The White Sox got the amount of years in each role right, but they got the order backward. Menechino indeed served as the hitting coach for two years, but it was from 2014 through 2015. Before the 2016 season, the Marlins demoted Menechino to assistant hitting coach to clear a role for Barry Bonds in a splashy hire forced on Don Mattingly by owner Jeffrey Loria. Bonds only lasted a year — and Menechino may have been doing more of the work anyway — but Menechino stayed on. The Marlins replaced Bonds with Mike Pagliarulo, under whom Menechino remained the assistant for two more seasons. He was dismissed in a larger coaching shakeup after the 2018 season.

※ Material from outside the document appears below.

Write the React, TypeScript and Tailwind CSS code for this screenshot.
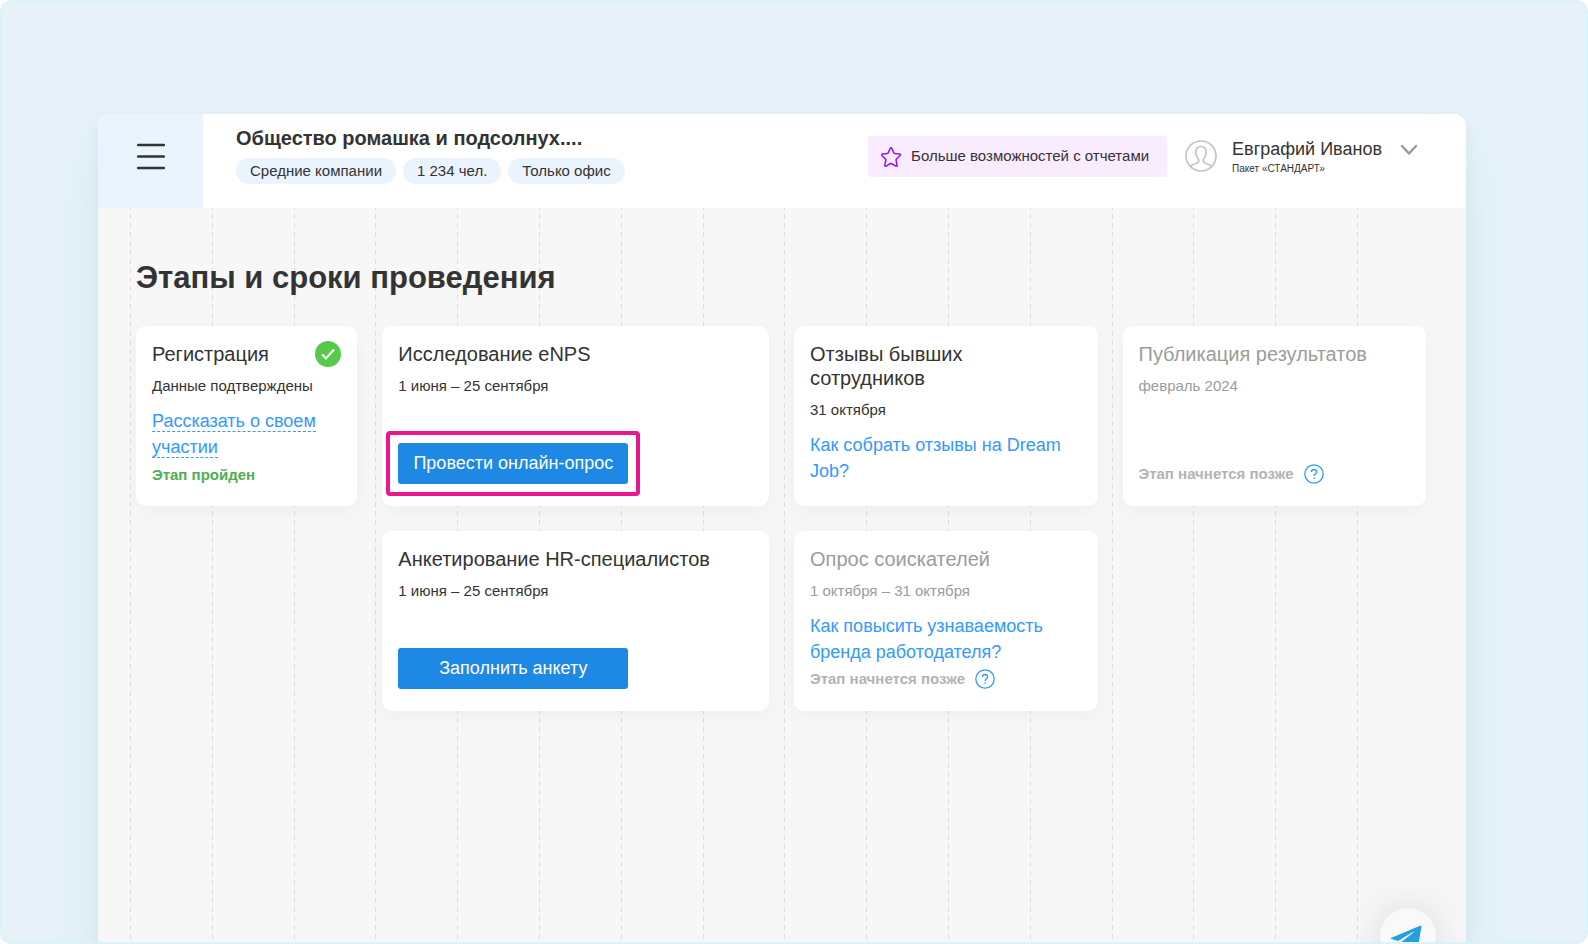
import type { ReactNode } from "react"
import clsx from "clsx"

const tags = ["Средние компании", "1 234 чел.", "Только офис"]

interface StageCardProps {
  title: string
  date: string
  muted?: boolean
  done?: boolean
  className?: string
  children: ReactNode
}

function StageCard({ title, date, muted, done, className, children }: StageCardProps) {
  return (
    <article
      className={clsx(
        "flex min-h-[180px] flex-col rounded-[10px] bg-white px-4 pt-4 pb-[22px] shadow-[0_5px_20px_rgba(0,0,0,0.04)]",
        muted ? "text-[#9c9c9c]" : "text-[#333333]",
        className,
      )}
    >
      <div className="flex items-start justify-between">
        <h2 className="text-[20px] leading-6">{title}</h2>
        {done && <CheckIcon />}
      </div>
      <p className="mt-2 text-[15px] leading-6">{date}</p>
      {children}
    </article>
  )
}

function StageLink({ children, dashed }: { children: ReactNode; dashed?: boolean }) {
  return (
    <p className="mt-[10px] text-[18px] leading-[26px]">
      <a href="#" className={clsx("text-[#3399ff]", dashed && "border-b border-dashed border-[#3399ff]")}>
        {children}
      </a>
    </p>
  )
}

function LaterNote() {
  return (
    <div className="mt-auto flex items-center gap-[10px] text-[15px] leading-5 font-bold text-[#b3b3b3]">
      <span>Этап начнется позже</span>
      <button type="button" aria-label="Подсказка">
        <QuestionIcon />
      </button>
    </div>
  )
}

function StageButton({ children }: { children: ReactNode }) {
  return (
    <button type="button" className="h-[41px] w-[230px] rounded-[3px] bg-[#1e88e5] text-[18px] text-white">
      {children}
    </button>
  )
}

function CheckIcon() {
  return (
    <svg className="-my-px" width="26" height="26" viewBox="0 0 26 26" fill="none">
      <circle cx="13" cy="13" r="13" fill="#56cb4b" />
      <path d="M7.2 13.6 10.9 17.4 19 8.4" stroke="#fff" strokeWidth="2.2" />
    </svg>
  )
}

function QuestionIcon() {
  return (
    <svg width="20" height="20" viewBox="0 0 20 20" fill="none" stroke="#3399ff" strokeWidth="1.3">
      <circle cx="10" cy="10" r="9.2" />
      <path d="M7.4 8.1C7.4 6.5 8.5 5.5 10 5.5s2.6 1 2.6 2.4c0 1.9-2.5 2-2.5 4.2" />
      <path d="M10.1 13.4v1.5" />
    </svg>
  )
}

function StarIcon() {
  return (
    <svg width="20" height="20" viewBox="0 0 20 20" fill="none" stroke="#9013fe" strokeWidth="1.5" strokeLinejoin="round">
      <path d="M9.3 1.2c.3-.7 1.1-.7 1.4 0l2.2 4.9c.1.3.4.5.7.5l5 .4c.8.1 1.1 1 .5 1.5l-3.8 3.7c-.2.2-.3.5-.3.8l1.1 5.3c.2.8-.6 1.3-1.3.9l-4.4-2.7c-.3-.2-.6-.2-.9 0l-4.4 2.7c-.7.4-1.4-.1-1.3-.9l1.1-5.3c.1-.3 0-.6-.3-.8L.9 8.5C.3 8 .6 7.1 1.4 7l5-.4c.3 0 .6-.2.7-.5z" />
    </svg>
  )
}

function AvatarIcon() {
  return (
    <svg width="32" height="32" viewBox="0 0 32 32" fill="none" stroke="#c4c4c4" strokeWidth="1.7">
      <circle cx="16" cy="16" r="15" />
      <path d="M5.5 26.5c1-1.5 3-2.2 5.5-3 2-.7 2.8-1.5 2.8-3 0-1.2-.5-2-1.2-2.8-.9-1-1.6-2.7-1.8-5.2-.3-3.8 1.7-6 5.2-6s5.500 2.200 5.200 6c-.2 2.500-.9 4.200-1.800 5.200-.7.8-1.200 1.600-1.200 2.800 0 1.500.8 2.300 2.800 3 2.500.8 4.500 1.500 5.500 3" />
    </svg>
  )
}

function GridLines() {
  return (
    <div aria-hidden="true" className="absolute inset-y-0 right-[108px] left-8 flex justify-between">
      {Array.from({ length: 16 }, (_, i) => (
        <span
          key={i}
          className="w-px bg-[repeating-linear-gradient(to_bottom,#dcdcdc_0_2px,transparent_2px_6px,#dcdcdc_6px_9px)]"
        />
      ))}
    </div>
  )
}

function Header() {
  return (
    <header className="flex h-[94px] bg-white">
      <button type="button" aria-label="Меню" className="flex w-[105px] items-start justify-center bg-[#e9f4ff] pt-[29px]">
        <svg width="28" height="28" viewBox="0 0 28 28" stroke="#333" strokeWidth="2.5" strokeLinecap="round">
          <path d="M1 2h26M1 13.5h26M1 25h26" />
        </svg>
      </button>
      <div className="flex flex-1 items-start justify-between pr-12 pl-[33px]">
        <div className="pt-3">
          <h1 className="text-[20px] leading-6 font-bold">Общество ромашка и подсолнух....</h1>
          <ul className="mt-2 flex gap-[7px]">
            {tags.map((tag) => (
              <li key={tag} className="rounded-full bg-[#e9f4ff] px-[14px] text-[15px] leading-[26px]">
                {tag}
              </li>
            ))}
          </ul>
        </div>
        <div className="flex items-start pt-[22px]">
          <a href="#" className="flex h-[41px] items-center gap-[10px] rounded-[3px] bg-[#f9ecff] pr-[18px] pl-[13px] text-[15px]">
            <StarIcon />
            Больше возможностей с отчетами
          </a>
          <button type="button" className="ml-[18px] flex items-start text-left">
            <span className="mt-1">
              <AvatarIcon />
            </span>
            <span className="ml-[15px] flex flex-col">
              <span className="mt-px text-[18px] leading-6">Евграфий Иванов</span>
              <span className="text-[10px] leading-4">Пакет «СТАНДАРТ»</span>
            </span>
            <svg className="mt-2 ml-[18px]" width="18" height="12" viewBox="0 0 18 12" fill="none" stroke="#999" strokeWidth="2.4" strokeLinecap="round" strokeLinejoin="round">
              <path d="M2 2l7 7.5L16 2" />
            </svg>
          </button>
        </div>
      </div>
    </header>
  )
}

export default function App() {
  return (
    <div className="h-screen bg-white font-['Liberation_Sans',Arial,sans-serif] text-[#333333]">
      <div className="flex h-full flex-col overflow-hidden rounded-xl border-2 border-[#daf2fa] bg-[#e6f2f8] pt-28 pr-[120px] pl-24">
        <div className="flex flex-1 flex-col rounded-t-xl shadow-[0_40px_50px_rgba(190,222,236,0.4),0_6px_14px_rgba(190,214,236,0.35)]">
          <div className="relative flex flex-1 flex-col overflow-hidden rounded-t-xl bg-[#f7f7f7]">
            <Header />
            <main className="relative flex-1">
              <GridLines />
              <div className="relative pt-[50px] pr-10 pl-[38px]">
                <h2 className="text-[31px] leading-10 font-bold">Этапы и сроки проведения</h2>
                <div className="mt-7 grid grid-cols-[221fr_386fr_303fr_303fr] gap-[25px]">
                  <StageCard title="Регистрация" date="Данные подтверждены" done>
                    <StageLink dashed>Рассказать о своем участии</StageLink>
                    <p className="mt-[7px] text-[15px] leading-4 font-bold text-[#4caf50]">Этап пройден</p>
                  </StageCard>
                  <StageCard title="Исследование eNPS" date="1 июня – 25 сентября">
                    <div className="relative mt-auto self-start">
                      <StageButton>Провести онлайн-опрос</StageButton>
                      <span className="pointer-events-none absolute -inset-3 rounded border-4 border-[#ec168c]" />
                    </div>
                  </StageCard>
                  <StageCard title="Отзывы бывших сотрудников" date="31 октября">
                    <StageLink>Как собрать отзывы на Dream Job?</StageLink>
                  </StageCard>
                  <StageCard title="Публикация результатов" date="февраль 2024" muted>
                    <LaterNote />
                  </StageCard>
                  <StageCard title="Анкетирование HR-специалистов" date="1 июня – 25 сентября" className="col-start-2">
                    <div className="mt-auto">
                      <StageButton>Заполнить анкету</StageButton>
                    </div>
                  </StageCard>
                  <StageCard title="Опрос соискателей" date="1 октября – 31 октября" muted>
                    <StageLink>Как повысить узнаваемость бренда работодателя?</StageLink>
                    <LaterNote />
                  </StageCard>
                </div>
              </div>
            </main>
            <a
              href="#"
              aria-label="Telegram"
              className="absolute right-[30px] -bottom-[22px] flex size-14 items-center justify-center rounded-full bg-[#f9f9f9] pt-1.5 pr-1 shadow-[0_0_40px_rgba(0,0,0,0.13)]"
            >
              <svg width="32" height="28" viewBox="0 0 32 28" fill="#289fdd">
                <path d="M1.5 12.8 29.5 1c1.2-.5 2.1.2 1.9 1.5L27.5 24.5c-.4 1.8-1.5 2.2-3 1.3l-7-5.2-3.5 3.4c-.6.6-1.2.5-1.4-.4L10.8 17.4 23.5 7.5c.5-.5 0-.9-.6-.4L8 16l-6.5-2c-1-.3-1-.8 0-1.2z" />
              </svg>
            </a>
          </div>
        </div>
      </div>
    </div>
  )
}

The reverse order is actually more impressive, because Menechino arrived in Miami at the same time as Christian Yelich, Marcell Ozuna and J.T. Realmuto, and one year into the career of Giancarlo Stanton. They all turned out OK. In fact, they turned out too well, because the Marlins traded all of them and forced the coaching staff to start over, and many coaches were canned due to the lack of results.
Now Menechino is being entrusted with a similar step in the White Sox rebuild. He’ll inherit Yoan Moncada, a revitalized Tim Anderson and an Eloy Jiménez who is just starting to get it, but he’ll rejoin Zack Collins, and be rejoined by Luis Robert and Nick Madrigal.
As was the case with Renteria, the previous season served the purpose of the interview process. On a conference call with reporters, Rick Hahn said, “Our comfort level with Frankie grew substantially over the course of the season. He impressed all of us, from Chris Getz, who was his immediate supervisor, to Kenny [Williams] to myself to Ricky and others who dealt with him even as early as spring training.”
So, like Renteria, his hiring is an internal-external hybrid that results in a qualified coach, even if it’s not the kind of widescale recruiting you’d like a struggling organization to conduct. Menechino should be more or less fine, especially since Hahn seemed to indicate that he’s forward-thinking enough for a job in 2020. The bigger concern is what the pipeline produces for him.
It’s clear the White Sox would like better discipline from the hitters, because while Steverson’s tenure boasted some big-time success stories, all of them involved forgoing walks to significant degrees. Renteria is hoping that the next step in their fine-tuning involves zones that aren’t so easy to expand.
“Hopefully what it does, maybe it expands the underlying value of things we need to do in terms of getting on base more, and that simply means that guys are going to be more apt to be aggressive with their pitches, staying in their lanes, trying to do a little bit in terms of being more disciplined. I think it keeps the line moving, it allows guys to continue to improve upon their approaches.”
The question from here is whether the lack of walks comes down to instruction or acquisition. Menechino sounds like he knows that walks aren’t great as a primary purpose.
That’s not a whole lot different from what most coaches say, because that’s all coaches can say. That said, Charlotte walked at a rate significantly higher than the rest of the International League. How much of that is noise from an insanely friendly environment for hitters? Who knows, but just like Sox hitters, we have to work with what’s thrown at us.